- [Given exercise] Images are not part of the copy; transcribe all the data exactly.

- [Recorded data]
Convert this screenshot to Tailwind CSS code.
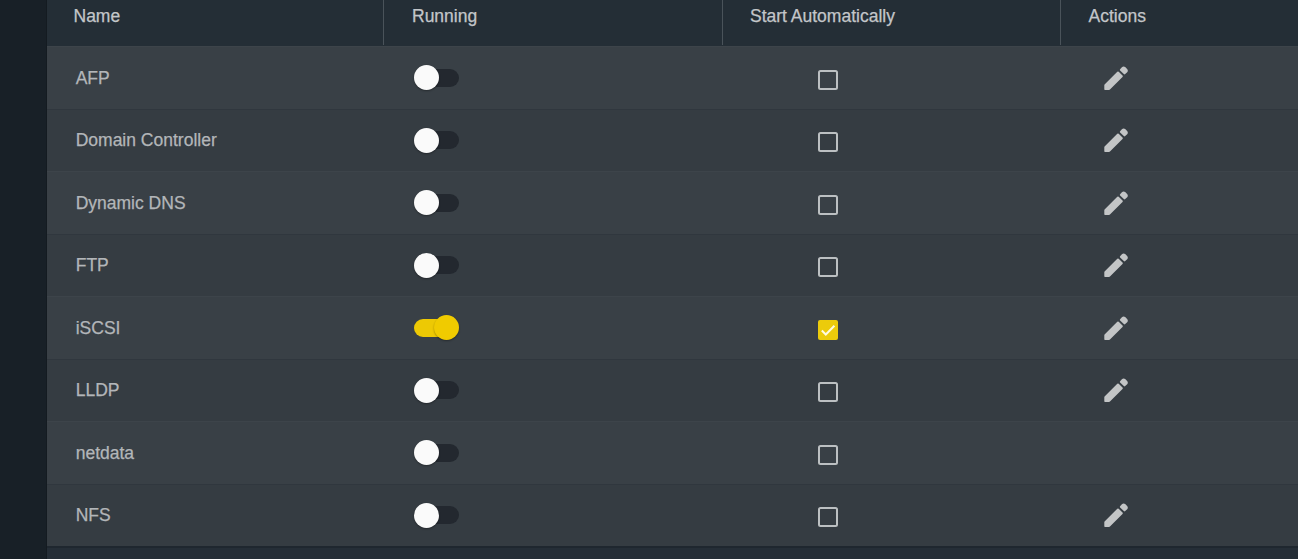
<!DOCTYPE html>
<html lang="en">
<head>
<meta charset="utf-8">
<title>Services</title>
<script src="https://cdn.jsdelivr.net/npm/@tailwindcss/browser@4"></script>
</head>
<body class="flex h-[559px] overflow-hidden bg-[#242e36] font-['Liberation_Sans',Arial,sans-serif] text-[17.5px] leading-5 text-[#b3b6b9] [-webkit-text-stroke:0.25px_currentColor]">
<aside class="w-[47px] shrink-0 border-r border-[#141b21] bg-[#182027]"></aside>
<main class="grow">
  <header class="grid h-[46px] grid-cols-[337px_339px_338px_1fr] text-[#c3c6c9]">
    <div class="mb-px border-r border-[#4a535a] pt-[6px] pl-[26.5px]">Name</div>
    <div class="mb-px border-r border-[#4a535a] pt-[6px] pl-[28px]">Running</div>
    <div class="mb-px border-r border-[#4a535a] pt-[6px] pl-[27px]">Start Automatically</div>
    <div class="pt-[6px] pl-[27.5px]">Actions</div>
  </header>
  <section id="rows"></section>
  <footer class="h-[13px] border-t-2 border-[#1f272f] bg-[#252e37]"></footer>
</main>
<script>
const services = [['AFP'],['Domain Controller'],['Dynamic DNS'],['FTP'],['iSCSI',true],['LLDP'],['netdata',false,true],['NFS']];
const toggleOff = `<div class="flex h-[25px] w-[45px] items-center"><div class="z-10 h-[25px] w-[25px] shrink-0 rounded-full bg-[#fafafa] shadow-[0_1px_2px_#0005]"></div><div class="-ml-[12px] h-[18px] w-[32px] rounded-r-full bg-[#23282f]"></div></div>`;
const toggleOn = `<div class="flex h-[25px] w-[45px] items-center"><div class="h-[18px] w-[32px] shrink-0 rounded-l-full bg-[#edc904]"></div><div class="-ml-[12px] h-[25px] w-[25px] shrink-0 rounded-full bg-[#f0cb00] shadow-[0_1px_2px_#0005]"></div></div>`;
const boxOff = `<div class="h-5 w-5 rounded-[2.5px] border-2 border-[#bcc0c2]"></div>`;
const boxOn = `<div class="h-5 w-5 rounded-[2px] bg-[#eccb0b]"><svg class="h-5 w-5" viewBox="0 0 20 20" fill="none" stroke="#fffbe0" stroke-width="2"><path d="M3.8 10.5 7.8 14.5 16.4 5.8"/></svg></div>`;
const pencil = `<svg class="h-6 w-6" viewBox="0 0 24 24" fill="#c3c5c6"><path d="M0.3 23.2V19.2Q0.3 18.7 0.8 18.2L13.3 5.8Q14 5.1 14.7 5.8L18.5 9.6Q19.2 10.3 18.5 11L6.2 23.3Q5.6 23.9 5 23.9H1Q0.3 23.9 0.3 23.2ZM16.1 3.3 17.9 1.2Q19.5-0.1 21.2 1.1L23.1 3Q24.5 4.7 23.2 6.3L21.2 8.1Q20.5 8.7 19.8 8L16.1 4.5Q15.6 3.9 16.1 3.3Z"/></svg>`;
document.getElementById('rows').innerHTML = services.map(([name,on,noEdit],i) => `
<div class="grid h-[62.5px] grid-cols-[337px_339px_338px_1fr] items-center border-t ${i%2 ? 'border-[#30373e] bg-[#353c42]' : 'border-[#3d444a] bg-[#394046]'}">
<div class="pl-[28.7px] pt-[0.3px]">${name}</div><div class="pl-[30px]">${on?toggleOn:toggleOff}</div><div class="pl-[95px] pt-[4.4px]">${on?boxOn:boxOff}</div><div class="pl-[43px]">${noEdit?'':pencil}</div></div>`).join('');
</script>
</body>
</html>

- [Task response]
Convert this screenshot to Tailwind CSS code.
<!DOCTYPE html>
<html lang="en">
<head>
<meta charset="utf-8">
<title>Services</title>
<script src="https://cdn.jsdelivr.net/npm/@tailwindcss/browser@4"></script>
</head>
<body class="flex h-[559px] overflow-hidden bg-[#242e36] font-['Liberation_Sans',Arial,sans-serif] text-[17.5px] leading-5 text-[#b3b6b9] [-webkit-text-stroke:0.25px_currentColor]">
<aside class="w-[47px] shrink-0 border-r border-[#141b21] bg-[#182027]"></aside>
<main class="grow">
  <header class="grid h-[46px] grid-cols-[337px_339px_338px_1fr] text-[#c3c6c9]">
    <div class="mb-px border-r border-[#4a535a] pt-[6px] pl-[26.5px]">Name</div>
    <div class="mb-px border-r border-[#4a535a] pt-[6px] pl-[28px]">Running</div>
    <div class="mb-px border-r border-[#4a535a] pt-[6px] pl-[27px]">Start Automatically</div>
    <div class="pt-[6px] pl-[27.5px]">Actions</div>
  </header>
  <section id="rows"></section>
  <footer class="h-[13px] border-t-2 border-[#1f272f] bg-[#252e37]"></footer>
</main>
<script>
const services = [['AFP'],['Domain Controller'],['Dynamic DNS'],['FTP'],['iSCSI',true],['LLDP'],['netdata',false,true],['NFS']];
const toggleOff = `<div class="flex h-[25px] w-[45px] items-center"><div class="z-10 h-[25px] w-[25px] shrink-0 rounded-full bg-[#fafafa] shadow-[0_1px_2px_#0005]"></div><div class="-ml-[12px] h-[18px] w-[32px] rounded-r-full bg-[#23282f]"></div></div>`;
const toggleOn = `<div class="flex h-[25px] w-[45px] items-center"><div class="h-[18px] w-[32px] shrink-0 rounded-l-full bg-[#edc904]"></div><div class="-ml-[12px] h-[25px] w-[25px] shrink-0 rounded-full bg-[#f0cb00] shadow-[0_1px_2px_#0005]"></div></div>`;
const boxOff = `<div class="h-5 w-5 rounded-[2.5px] border-2 border-[#bcc0c2]"></div>`;
const boxOn = `<div class="h-5 w-5 rounded-[2px] bg-[#eccb0b]"><svg class="h-5 w-5" viewBox="0 0 20 20" fill="none" stroke="#fffbe0" stroke-width="2"><path d="M3.8 10.5 7.8 14.5 16.4 5.8"/></svg></div>`;
const pencil = `<svg class="h-6 w-6" viewBox="0 0 24 24" fill="#c3c5c6"><path d="M0.3 23.2V19.2Q0.3 18.7 0.8 18.2L13.3 5.8Q14 5.1 14.7 5.8L18.5 9.6Q19.2 10.3 18.5 11L6.2 23.3Q5.6 23.9 5 23.9H1Q0.3 23.9 0.3 23.2ZM16.1 3.3 17.9 1.2Q19.5-0.1 21.2 1.1L23.1 3Q24.5 4.7 23.2 6.3L21.2 8.1Q20.5 8.7 19.8 8L16.1 4.5Q15.6 3.9 16.1 3.3Z"/></svg>`;
document.getElementById('rows').innerHTML = services.map(([name,on,noEdit],i) => `
<div class="grid h-[62.5px] grid-cols-[337px_339px_338px_1fr] items-center border-t ${i%2 ? 'border-[#30373e] bg-[#353c42]' : 'border-[#3d444a] bg-[#394046]'}">
<div class="pl-[28.7px] pt-[0.3px]">${name}</div><div class="pl-[30px]">${on?toggleOn:toggleOff}</div><div class="pl-[95px] pt-[4.4px]">${on?boxOn:boxOff}</div><div class="pl-[43px]">${noEdit?'':pencil}</div></div>`).join('');
</script>
</body>
</html>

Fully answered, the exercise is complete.